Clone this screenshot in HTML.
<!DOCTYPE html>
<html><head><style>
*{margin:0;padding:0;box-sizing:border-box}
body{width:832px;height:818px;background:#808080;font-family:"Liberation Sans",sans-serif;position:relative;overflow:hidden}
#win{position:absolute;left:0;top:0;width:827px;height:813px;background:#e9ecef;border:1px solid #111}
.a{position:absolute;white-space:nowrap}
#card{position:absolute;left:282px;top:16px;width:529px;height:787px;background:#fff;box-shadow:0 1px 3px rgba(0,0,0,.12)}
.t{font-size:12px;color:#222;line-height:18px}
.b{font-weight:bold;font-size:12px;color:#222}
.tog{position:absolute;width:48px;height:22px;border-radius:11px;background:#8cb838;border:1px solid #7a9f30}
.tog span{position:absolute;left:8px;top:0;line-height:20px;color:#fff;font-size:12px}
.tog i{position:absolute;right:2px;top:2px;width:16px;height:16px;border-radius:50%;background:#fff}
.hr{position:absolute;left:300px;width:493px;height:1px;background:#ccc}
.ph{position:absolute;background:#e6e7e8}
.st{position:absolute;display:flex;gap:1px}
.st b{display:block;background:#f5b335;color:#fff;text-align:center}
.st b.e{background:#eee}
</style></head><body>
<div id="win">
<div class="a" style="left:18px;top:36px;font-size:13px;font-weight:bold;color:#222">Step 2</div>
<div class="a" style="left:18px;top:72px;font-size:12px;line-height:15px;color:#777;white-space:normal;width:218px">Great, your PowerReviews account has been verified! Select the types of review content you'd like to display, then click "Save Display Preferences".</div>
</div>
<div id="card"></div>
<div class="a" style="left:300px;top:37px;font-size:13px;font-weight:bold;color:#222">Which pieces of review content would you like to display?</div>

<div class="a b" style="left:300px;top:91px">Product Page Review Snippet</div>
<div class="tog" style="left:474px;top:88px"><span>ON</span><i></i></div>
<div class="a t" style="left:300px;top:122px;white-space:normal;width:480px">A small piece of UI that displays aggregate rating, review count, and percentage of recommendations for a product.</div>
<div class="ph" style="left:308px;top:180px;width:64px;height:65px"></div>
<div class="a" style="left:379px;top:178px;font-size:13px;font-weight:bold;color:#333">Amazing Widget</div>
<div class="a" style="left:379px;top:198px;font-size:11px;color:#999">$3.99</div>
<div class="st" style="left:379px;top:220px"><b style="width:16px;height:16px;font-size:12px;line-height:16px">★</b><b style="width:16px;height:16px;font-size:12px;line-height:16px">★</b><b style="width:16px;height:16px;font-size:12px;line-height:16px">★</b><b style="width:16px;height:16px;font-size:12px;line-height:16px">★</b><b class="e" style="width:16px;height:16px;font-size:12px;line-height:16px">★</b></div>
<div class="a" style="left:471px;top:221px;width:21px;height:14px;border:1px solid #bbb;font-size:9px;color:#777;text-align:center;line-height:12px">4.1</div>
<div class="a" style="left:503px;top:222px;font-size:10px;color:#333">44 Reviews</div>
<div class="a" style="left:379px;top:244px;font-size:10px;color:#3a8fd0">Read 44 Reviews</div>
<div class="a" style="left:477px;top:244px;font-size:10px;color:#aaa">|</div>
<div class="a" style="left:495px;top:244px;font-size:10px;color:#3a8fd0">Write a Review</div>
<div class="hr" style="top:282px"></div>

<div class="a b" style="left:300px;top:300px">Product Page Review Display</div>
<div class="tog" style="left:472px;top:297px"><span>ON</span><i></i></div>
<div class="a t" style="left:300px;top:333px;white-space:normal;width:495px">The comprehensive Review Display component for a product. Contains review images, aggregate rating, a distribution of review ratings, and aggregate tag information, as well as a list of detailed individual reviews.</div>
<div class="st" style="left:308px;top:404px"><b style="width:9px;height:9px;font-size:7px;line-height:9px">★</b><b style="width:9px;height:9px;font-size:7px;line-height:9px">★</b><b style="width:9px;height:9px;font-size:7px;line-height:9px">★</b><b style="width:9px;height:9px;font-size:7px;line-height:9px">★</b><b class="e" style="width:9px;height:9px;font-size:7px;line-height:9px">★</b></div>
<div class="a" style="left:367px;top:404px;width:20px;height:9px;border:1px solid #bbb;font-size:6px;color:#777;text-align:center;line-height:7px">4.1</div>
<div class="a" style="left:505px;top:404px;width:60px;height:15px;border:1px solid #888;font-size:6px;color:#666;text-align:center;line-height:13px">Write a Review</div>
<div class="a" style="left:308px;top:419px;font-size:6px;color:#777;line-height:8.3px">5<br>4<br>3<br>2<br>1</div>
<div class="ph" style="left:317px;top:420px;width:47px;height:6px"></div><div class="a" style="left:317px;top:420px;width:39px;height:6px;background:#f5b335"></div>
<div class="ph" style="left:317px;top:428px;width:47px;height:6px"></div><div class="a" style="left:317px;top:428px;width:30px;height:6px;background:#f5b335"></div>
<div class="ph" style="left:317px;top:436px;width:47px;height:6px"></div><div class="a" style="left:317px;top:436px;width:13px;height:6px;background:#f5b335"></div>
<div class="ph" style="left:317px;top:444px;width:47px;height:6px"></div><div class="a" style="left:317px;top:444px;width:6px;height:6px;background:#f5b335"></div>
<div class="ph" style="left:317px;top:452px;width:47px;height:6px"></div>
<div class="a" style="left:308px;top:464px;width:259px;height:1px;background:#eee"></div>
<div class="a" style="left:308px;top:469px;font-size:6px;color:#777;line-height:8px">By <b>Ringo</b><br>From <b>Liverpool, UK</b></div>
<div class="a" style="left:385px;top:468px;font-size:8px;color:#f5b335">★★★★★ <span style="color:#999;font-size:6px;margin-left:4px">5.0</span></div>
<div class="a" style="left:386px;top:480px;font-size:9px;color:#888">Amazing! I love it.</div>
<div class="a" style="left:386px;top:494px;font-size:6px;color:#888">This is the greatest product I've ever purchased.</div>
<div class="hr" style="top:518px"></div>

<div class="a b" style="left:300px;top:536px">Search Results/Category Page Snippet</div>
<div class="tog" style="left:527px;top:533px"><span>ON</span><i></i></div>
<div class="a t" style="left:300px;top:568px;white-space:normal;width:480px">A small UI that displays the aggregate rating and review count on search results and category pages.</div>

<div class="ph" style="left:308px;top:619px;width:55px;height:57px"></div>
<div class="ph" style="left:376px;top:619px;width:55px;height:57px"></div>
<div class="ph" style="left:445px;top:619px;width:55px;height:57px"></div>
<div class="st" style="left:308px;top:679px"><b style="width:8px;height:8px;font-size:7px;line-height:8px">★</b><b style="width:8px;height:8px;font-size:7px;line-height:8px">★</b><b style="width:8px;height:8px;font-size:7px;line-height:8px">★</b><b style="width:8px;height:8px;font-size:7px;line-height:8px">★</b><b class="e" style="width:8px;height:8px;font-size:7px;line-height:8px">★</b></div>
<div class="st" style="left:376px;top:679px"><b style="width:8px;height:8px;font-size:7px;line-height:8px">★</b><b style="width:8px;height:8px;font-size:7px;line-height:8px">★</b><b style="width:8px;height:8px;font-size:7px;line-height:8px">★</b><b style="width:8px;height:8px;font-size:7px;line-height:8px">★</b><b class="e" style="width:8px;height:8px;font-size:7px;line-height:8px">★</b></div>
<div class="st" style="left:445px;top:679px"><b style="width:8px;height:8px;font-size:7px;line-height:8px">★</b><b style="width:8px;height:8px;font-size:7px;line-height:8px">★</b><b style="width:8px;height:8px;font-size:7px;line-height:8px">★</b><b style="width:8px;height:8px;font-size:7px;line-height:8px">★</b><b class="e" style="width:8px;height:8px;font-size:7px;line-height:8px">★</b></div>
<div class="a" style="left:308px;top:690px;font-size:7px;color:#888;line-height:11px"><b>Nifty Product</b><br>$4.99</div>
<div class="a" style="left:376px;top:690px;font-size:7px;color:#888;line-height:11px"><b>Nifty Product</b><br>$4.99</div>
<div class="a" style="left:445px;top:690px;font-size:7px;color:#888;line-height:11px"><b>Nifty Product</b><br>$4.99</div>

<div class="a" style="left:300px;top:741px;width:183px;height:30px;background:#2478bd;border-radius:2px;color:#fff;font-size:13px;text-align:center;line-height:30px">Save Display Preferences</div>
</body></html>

...

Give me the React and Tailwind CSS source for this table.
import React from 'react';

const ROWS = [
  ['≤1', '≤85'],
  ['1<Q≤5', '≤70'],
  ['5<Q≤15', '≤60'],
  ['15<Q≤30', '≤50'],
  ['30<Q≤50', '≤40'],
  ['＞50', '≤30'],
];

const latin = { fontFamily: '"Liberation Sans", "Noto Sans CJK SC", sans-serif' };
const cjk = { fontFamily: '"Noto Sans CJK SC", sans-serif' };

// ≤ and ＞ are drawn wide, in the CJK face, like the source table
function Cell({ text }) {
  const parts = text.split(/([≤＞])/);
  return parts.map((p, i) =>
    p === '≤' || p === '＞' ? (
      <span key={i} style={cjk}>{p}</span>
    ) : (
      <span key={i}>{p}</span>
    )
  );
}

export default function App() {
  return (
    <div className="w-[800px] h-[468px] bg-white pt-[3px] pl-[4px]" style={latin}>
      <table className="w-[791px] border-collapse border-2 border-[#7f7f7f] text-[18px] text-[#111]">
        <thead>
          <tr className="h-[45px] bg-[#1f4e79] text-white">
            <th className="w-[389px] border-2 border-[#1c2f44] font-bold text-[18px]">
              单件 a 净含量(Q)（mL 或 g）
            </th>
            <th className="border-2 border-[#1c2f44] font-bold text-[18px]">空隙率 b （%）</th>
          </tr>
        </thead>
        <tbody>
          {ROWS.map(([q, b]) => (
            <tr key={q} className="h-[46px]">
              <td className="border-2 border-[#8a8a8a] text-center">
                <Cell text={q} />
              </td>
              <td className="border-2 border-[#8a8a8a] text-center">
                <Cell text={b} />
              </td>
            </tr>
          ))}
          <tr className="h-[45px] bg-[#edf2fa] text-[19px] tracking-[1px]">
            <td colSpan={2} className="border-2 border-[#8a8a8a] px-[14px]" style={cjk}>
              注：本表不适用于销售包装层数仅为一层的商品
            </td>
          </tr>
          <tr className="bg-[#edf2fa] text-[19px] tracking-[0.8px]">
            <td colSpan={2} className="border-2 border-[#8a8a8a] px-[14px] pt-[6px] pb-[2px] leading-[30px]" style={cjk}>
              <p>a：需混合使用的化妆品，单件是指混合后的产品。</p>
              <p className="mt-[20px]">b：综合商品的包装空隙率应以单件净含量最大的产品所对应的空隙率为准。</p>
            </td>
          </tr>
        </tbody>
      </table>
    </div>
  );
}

==

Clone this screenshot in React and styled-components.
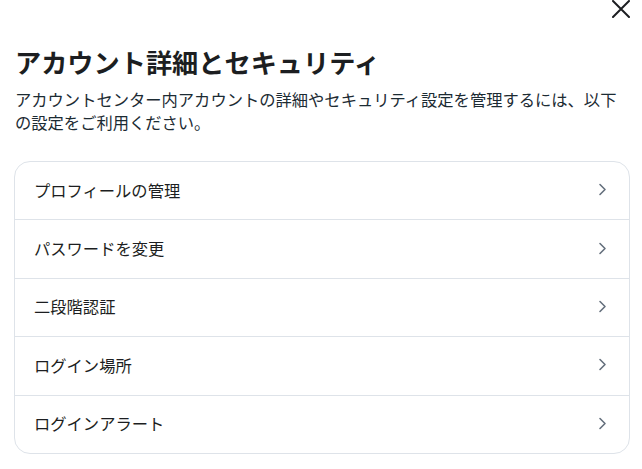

■ What is expected ■
Where a line in the entries holds "source", copy that line.

■ Complete response ■
Give me the React and Tailwind CSS source for this table.
// ≤ and ＞ are drawn wide, in the CJK face, like the source table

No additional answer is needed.